**WHAT THE EXERCISE ASKS:** Images should be left out, and everything else in the listing reproduced exactly.

**SOURCE DATA:**

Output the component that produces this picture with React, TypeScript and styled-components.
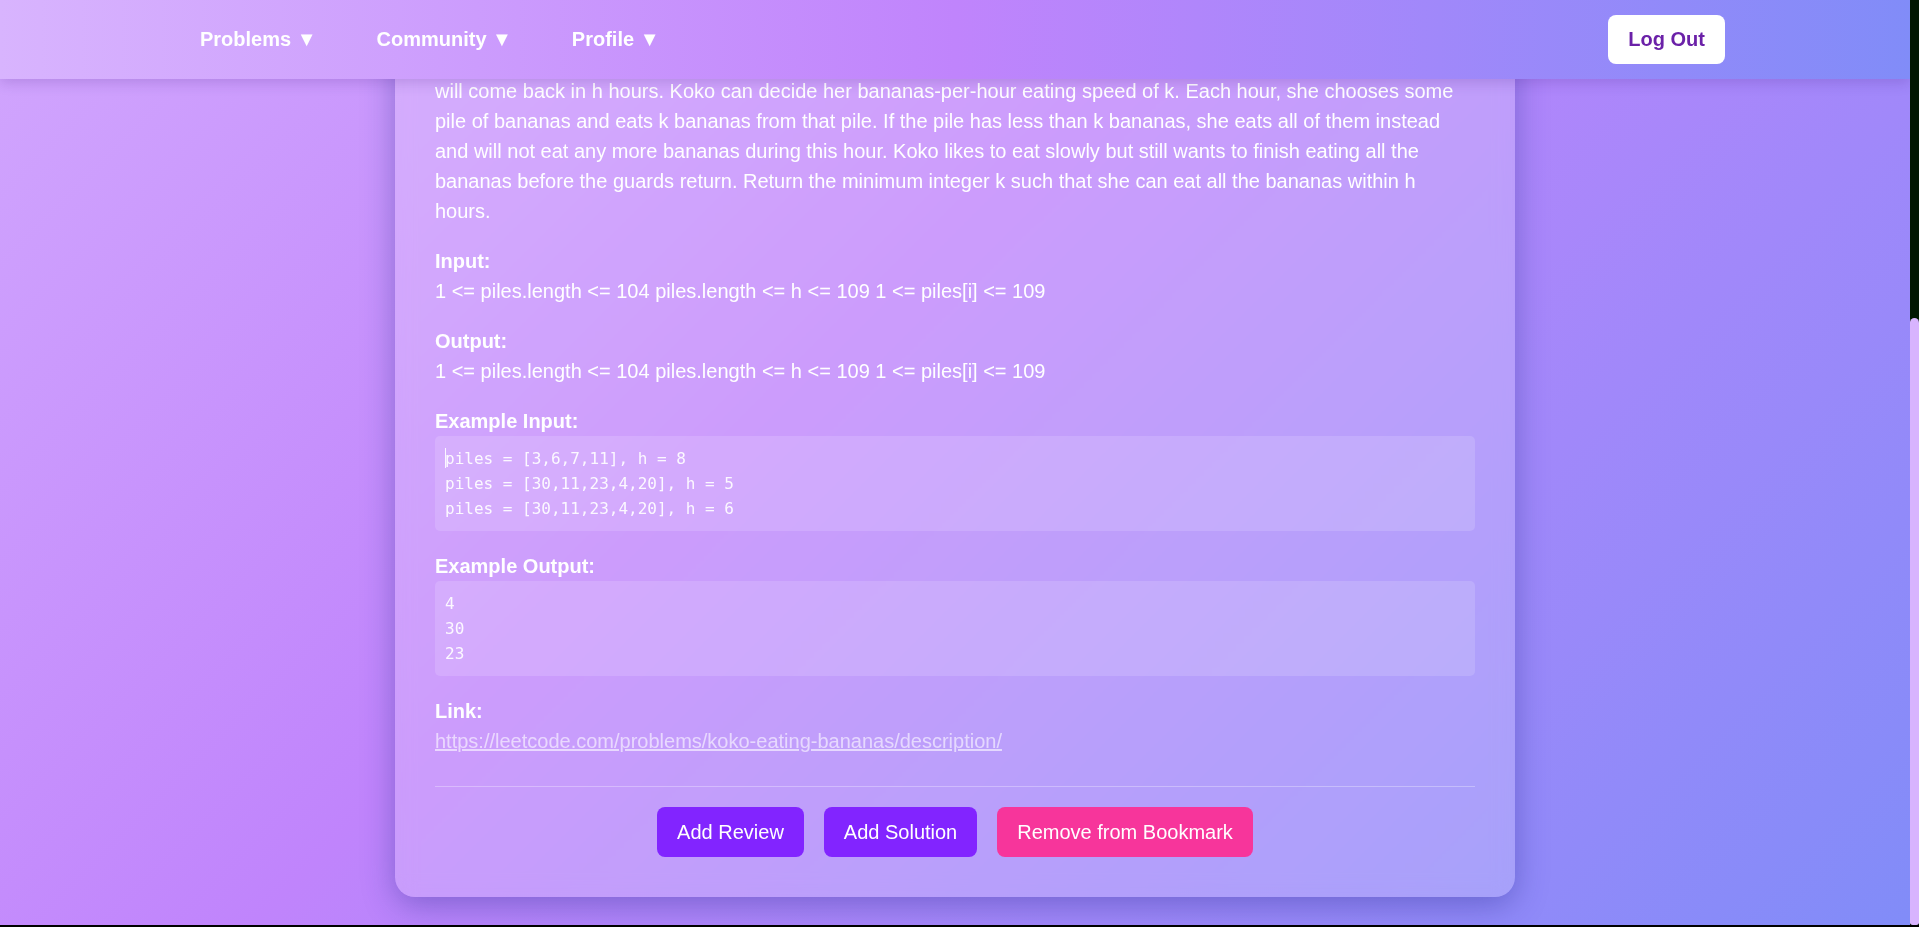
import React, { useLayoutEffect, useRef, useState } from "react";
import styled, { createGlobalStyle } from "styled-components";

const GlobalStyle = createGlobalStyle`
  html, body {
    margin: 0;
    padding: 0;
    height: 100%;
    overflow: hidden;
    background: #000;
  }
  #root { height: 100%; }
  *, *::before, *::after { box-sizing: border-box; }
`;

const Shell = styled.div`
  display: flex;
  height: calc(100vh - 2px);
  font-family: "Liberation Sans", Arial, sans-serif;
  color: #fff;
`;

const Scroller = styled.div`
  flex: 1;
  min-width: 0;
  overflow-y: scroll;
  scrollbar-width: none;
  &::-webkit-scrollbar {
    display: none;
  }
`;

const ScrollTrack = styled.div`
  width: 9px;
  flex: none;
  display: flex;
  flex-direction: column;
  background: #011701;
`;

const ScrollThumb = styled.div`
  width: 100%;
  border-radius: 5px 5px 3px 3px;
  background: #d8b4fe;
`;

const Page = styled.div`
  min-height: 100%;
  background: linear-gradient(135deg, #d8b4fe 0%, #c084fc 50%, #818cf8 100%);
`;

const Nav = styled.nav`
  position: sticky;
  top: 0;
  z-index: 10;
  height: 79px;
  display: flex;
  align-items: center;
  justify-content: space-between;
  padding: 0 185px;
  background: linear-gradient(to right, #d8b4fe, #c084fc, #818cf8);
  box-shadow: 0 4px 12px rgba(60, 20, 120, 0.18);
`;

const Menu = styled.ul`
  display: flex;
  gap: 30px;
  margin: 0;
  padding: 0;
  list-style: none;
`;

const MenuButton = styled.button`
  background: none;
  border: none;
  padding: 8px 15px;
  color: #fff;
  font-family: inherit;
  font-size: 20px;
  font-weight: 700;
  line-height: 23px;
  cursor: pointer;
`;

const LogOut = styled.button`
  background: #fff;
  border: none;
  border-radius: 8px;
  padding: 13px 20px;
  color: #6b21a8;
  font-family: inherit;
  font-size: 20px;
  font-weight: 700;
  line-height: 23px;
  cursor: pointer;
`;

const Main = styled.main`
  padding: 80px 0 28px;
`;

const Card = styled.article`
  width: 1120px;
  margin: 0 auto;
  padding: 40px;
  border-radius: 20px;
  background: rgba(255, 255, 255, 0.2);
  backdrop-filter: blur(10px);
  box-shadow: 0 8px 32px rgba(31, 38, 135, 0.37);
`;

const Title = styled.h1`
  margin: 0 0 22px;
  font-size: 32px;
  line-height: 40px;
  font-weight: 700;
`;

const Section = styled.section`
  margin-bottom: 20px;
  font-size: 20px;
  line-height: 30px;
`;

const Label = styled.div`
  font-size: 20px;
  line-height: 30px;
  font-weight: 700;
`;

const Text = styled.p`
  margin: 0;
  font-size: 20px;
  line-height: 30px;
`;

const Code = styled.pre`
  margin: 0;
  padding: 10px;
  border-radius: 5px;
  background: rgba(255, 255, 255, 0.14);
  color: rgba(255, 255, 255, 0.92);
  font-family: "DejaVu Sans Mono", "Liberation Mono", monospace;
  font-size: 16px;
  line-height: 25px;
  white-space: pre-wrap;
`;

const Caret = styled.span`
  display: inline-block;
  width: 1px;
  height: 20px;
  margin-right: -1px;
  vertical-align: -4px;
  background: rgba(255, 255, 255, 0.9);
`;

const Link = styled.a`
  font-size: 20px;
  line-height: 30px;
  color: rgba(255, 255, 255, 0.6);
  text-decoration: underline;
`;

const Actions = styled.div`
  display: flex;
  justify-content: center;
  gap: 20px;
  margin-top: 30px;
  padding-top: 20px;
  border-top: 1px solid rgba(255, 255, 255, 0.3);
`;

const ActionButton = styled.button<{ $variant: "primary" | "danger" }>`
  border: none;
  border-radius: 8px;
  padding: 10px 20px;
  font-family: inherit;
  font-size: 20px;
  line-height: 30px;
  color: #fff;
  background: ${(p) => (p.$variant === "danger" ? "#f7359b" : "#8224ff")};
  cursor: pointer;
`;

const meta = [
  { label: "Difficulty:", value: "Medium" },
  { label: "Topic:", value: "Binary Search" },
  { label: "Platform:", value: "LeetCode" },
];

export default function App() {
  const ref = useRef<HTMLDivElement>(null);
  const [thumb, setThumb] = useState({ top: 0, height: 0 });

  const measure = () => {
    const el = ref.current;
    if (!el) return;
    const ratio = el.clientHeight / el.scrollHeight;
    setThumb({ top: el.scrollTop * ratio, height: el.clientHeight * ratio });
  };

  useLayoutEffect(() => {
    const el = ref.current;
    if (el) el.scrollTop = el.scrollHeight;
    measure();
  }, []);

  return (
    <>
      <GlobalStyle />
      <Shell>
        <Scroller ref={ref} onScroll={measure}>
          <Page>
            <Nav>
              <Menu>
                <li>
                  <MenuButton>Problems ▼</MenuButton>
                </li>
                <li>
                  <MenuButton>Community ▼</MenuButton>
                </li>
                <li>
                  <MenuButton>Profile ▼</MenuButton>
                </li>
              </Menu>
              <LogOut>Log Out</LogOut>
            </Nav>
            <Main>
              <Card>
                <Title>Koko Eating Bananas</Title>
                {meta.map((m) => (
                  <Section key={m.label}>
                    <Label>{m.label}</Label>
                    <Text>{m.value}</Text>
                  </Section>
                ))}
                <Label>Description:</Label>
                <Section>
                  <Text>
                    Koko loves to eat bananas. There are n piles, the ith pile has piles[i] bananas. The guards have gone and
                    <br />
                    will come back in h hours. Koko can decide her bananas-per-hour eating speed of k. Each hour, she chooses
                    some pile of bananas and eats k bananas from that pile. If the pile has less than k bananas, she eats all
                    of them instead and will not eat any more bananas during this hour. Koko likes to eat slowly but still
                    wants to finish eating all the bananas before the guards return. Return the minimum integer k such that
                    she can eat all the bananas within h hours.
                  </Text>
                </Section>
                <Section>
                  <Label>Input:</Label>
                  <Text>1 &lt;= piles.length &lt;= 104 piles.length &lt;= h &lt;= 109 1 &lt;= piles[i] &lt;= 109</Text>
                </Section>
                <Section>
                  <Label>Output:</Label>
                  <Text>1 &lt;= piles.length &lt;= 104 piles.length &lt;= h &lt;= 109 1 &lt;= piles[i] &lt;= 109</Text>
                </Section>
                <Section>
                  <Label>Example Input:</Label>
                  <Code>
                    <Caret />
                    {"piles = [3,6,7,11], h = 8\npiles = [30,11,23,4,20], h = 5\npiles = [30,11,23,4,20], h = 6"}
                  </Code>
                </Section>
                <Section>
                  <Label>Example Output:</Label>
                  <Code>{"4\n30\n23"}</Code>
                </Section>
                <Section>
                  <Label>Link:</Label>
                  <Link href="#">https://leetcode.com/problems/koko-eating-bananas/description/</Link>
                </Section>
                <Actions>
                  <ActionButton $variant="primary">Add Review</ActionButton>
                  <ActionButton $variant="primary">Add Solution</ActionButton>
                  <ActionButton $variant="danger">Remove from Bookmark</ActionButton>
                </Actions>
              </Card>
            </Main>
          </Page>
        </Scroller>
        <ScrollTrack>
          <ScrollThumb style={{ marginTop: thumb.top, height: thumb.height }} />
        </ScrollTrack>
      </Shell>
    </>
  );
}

**FINAL RESULT:**
Output the component that produces this picture with React, TypeScript and styled-components.
import React, { useLayoutEffect, useRef, useState } from "react";
import styled, { createGlobalStyle } from "styled-components";

const GlobalStyle = createGlobalStyle`
  html, body {
    margin: 0;
    padding: 0;
    height: 100%;
    overflow: hidden;
    background: #000;
  }
  #root { height: 100%; }
  *, *::before, *::after { box-sizing: border-box; }
`;

const Shell = styled.div`
  display: flex;
  height: calc(100vh - 2px);
  font-family: "Liberation Sans", Arial, sans-serif;
  color: #fff;
`;

const Scroller = styled.div`
  flex: 1;
  min-width: 0;
  overflow-y: scroll;
  scrollbar-width: none;
  &::-webkit-scrollbar {
    display: none;
  }
`;

const ScrollTrack = styled.div`
  width: 9px;
  flex: none;
  display: flex;
  flex-direction: column;
  background: #011701;
`;

const ScrollThumb = styled.div`
  width: 100%;
  border-radius: 5px 5px 3px 3px;
  background: #d8b4fe;
`;

const Page = styled.div`
  min-height: 100%;
  background: linear-gradient(135deg, #d8b4fe 0%, #c084fc 50%, #818cf8 100%);
`;

const Nav = styled.nav`
  position: sticky;
  top: 0;
  z-index: 10;
  height: 79px;
  display: flex;
  align-items: center;
  justify-content: space-between;
  padding: 0 185px;
  background: linear-gradient(to right, #d8b4fe, #c084fc, #818cf8);
  box-shadow: 0 4px 12px rgba(60, 20, 120, 0.18);
`;

const Menu = styled.ul`
  display: flex;
  gap: 30px;
  margin: 0;
  padding: 0;
  list-style: none;
`;

const MenuButton = styled.button`
  background: none;
  border: none;
  padding: 8px 15px;
  color: #fff;
  font-family: inherit;
  font-size: 20px;
  font-weight: 700;
  line-height: 23px;
  cursor: pointer;
`;

const LogOut = styled.button`
  background: #fff;
  border: none;
  border-radius: 8px;
  padding: 13px 20px;
  color: #6b21a8;
  font-family: inherit;
  font-size: 20px;
  font-weight: 700;
  line-height: 23px;
  cursor: pointer;
`;

const Main = styled.main`
  padding: 80px 0 28px;
`;

const Card = styled.article`
  width: 1120px;
  margin: 0 auto;
  padding: 40px;
  border-radius: 20px;
  background: rgba(255, 255, 255, 0.2);
  backdrop-filter: blur(10px);
  box-shadow: 0 8px 32px rgba(31, 38, 135, 0.37);
`;

const Title = styled.h1`
  margin: 0 0 22px;
  font-size: 32px;
  line-height: 40px;
  font-weight: 700;
`;

const Section = styled.section`
  margin-bottom: 20px;
  font-size: 20px;
  line-height: 30px;
`;

const Label = styled.div`
  font-size: 20px;
  line-height: 30px;
  font-weight: 700;
`;

const Text = styled.p`
  margin: 0;
  font-size: 20px;
  line-height: 30px;
`;

const Code = styled.pre`
  margin: 0;
  padding: 10px;
  border-radius: 5px;
  background: rgba(255, 255, 255, 0.14);
  color: rgba(255, 255, 255, 0.92);
  font-family: "DejaVu Sans Mono", "Liberation Mono", monospace;
  font-size: 16px;
  line-height: 25px;
  white-space: pre-wrap;
`;

const Caret = styled.span`
  display: inline-block;
  width: 1px;
  height: 20px;
  margin-right: -1px;
  vertical-align: -4px;
  background: rgba(255, 255, 255, 0.9);
`;

const Link = styled.a`
  font-size: 20px;
  line-height: 30px;
  color: rgba(255, 255, 255, 0.6);
  text-decoration: underline;
`;

const Actions = styled.div`
  display: flex;
  justify-content: center;
  gap: 20px;
  margin-top: 30px;
  padding-top: 20px;
  border-top: 1px solid rgba(255, 255, 255, 0.3);
`;

const ActionButton = styled.button<{ $variant: "primary" | "danger" }>`
  border: none;
  border-radius: 8px;
  padding: 10px 20px;
  font-family: inherit;
  font-size: 20px;
  line-height: 30px;
  color: #fff;
  background: ${(p) => (p.$variant === "danger" ? "#f7359b" : "#8224ff")};
  cursor: pointer;
`;

const meta = [
  { label: "Difficulty:", value: "Medium" },
  { label: "Topic:", value: "Binary Search" },
  { label: "Platform:", value: "LeetCode" },
];

export default function App() {
  const ref = useRef<HTMLDivElement>(null);
  const [thumb, setThumb] = useState({ top: 0, height: 0 });

  const measure = () => {
    const el = ref.current;
    if (!el) return;
    const ratio = el.clientHeight / el.scrollHeight;
    setThumb({ top: el.scrollTop * ratio, height: el.clientHeight * ratio });
  };

  useLayoutEffect(() => {
    const el = ref.current;
    if (el) el.scrollTop = el.scrollHeight;
    measure();
  }, []);

  return (
    <>
      <GlobalStyle />
      <Shell>
        <Scroller ref={ref} onScroll={measure}>
          <Page>
            <Nav>
              <Menu>
                <li>
                  <MenuButton>Problems ▼</MenuButton>
                </li>
                <li>
                  <MenuButton>Community ▼</MenuButton>
                </li>
                <li>
                  <MenuButton>Profile ▼</MenuButton>
                </li>
              </Menu>
              <LogOut>Log Out</LogOut>
            </Nav>
            <Main>
              <Card>
                <Title>Koko Eating Bananas</Title>
                {meta.map((m) => (
                  <Section key={m.label}>
                    <Label>{m.label}</Label>
                    <Text>{m.value}</Text>
                  </Section>
                ))}
                <Label>Description:</Label>
                <Section>
                  <Text>
                    Koko loves to eat bananas. There are n piles, the ith pile has piles[i] bananas. The guards have gone and
                    <br />
                    will come back in h hours. Koko can decide her bananas-per-hour eating speed of k. Each hour, she chooses
                    some pile of bananas and eats k bananas from that pile. If the pile has less than k bananas, she eats all
                    of them instead and will not eat any more bananas during this hour. Koko likes to eat slowly but still
                    wants to finish eating all the bananas before the guards return. Return the minimum integer k such that
                    she can eat all the bananas within h hours.
                  </Text>
                </Section>
                <Section>
                  <Label>Input:</Label>
                  <Text>1 &lt;= piles.length &lt;= 104 piles.length &lt;= h &lt;= 109 1 &lt;= piles[i] &lt;= 109</Text>
                </Section>
                <Section>
                  <Label>Output:</Label>
                  <Text>1 &lt;= piles.length &lt;= 104 piles.length &lt;= h &lt;= 109 1 &lt;= piles[i] &lt;= 109</Text>
                </Section>
                <Section>
                  <Label>Example Input:</Label>
                  <Code>
                    <Caret />
                    {"piles = [3,6,7,11], h = 8\npiles = [30,11,23,4,20], h = 5\npiles = [30,11,23,4,20], h = 6"}
                  </Code>
                </Section>
                <Section>
                  <Label>Example Output:</Label>
                  <Code>{"4\n30\n23"}</Code>
                </Section>
                <Section>
                  <Label>Link:</Label>
                  <Link href="#">https://leetcode.com/problems/koko-eating-bananas/description/</Link>
                </Section>
                <Actions>
                  <ActionButton $variant="primary">Add Review</ActionButton>
                  <ActionButton $variant="primary">Add Solution</ActionButton>
                  <ActionButton $variant="danger">Remove from Bookmark</ActionButton>
                </Actions>
              </Card>
            </Main>
          </Page>
        </Scroller>
        <ScrollTrack>
          <ScrollThumb style={{ marginTop: thumb.top, height: thumb.height }} />
        </ScrollTrack>
      </Shell>
    </>
  );
}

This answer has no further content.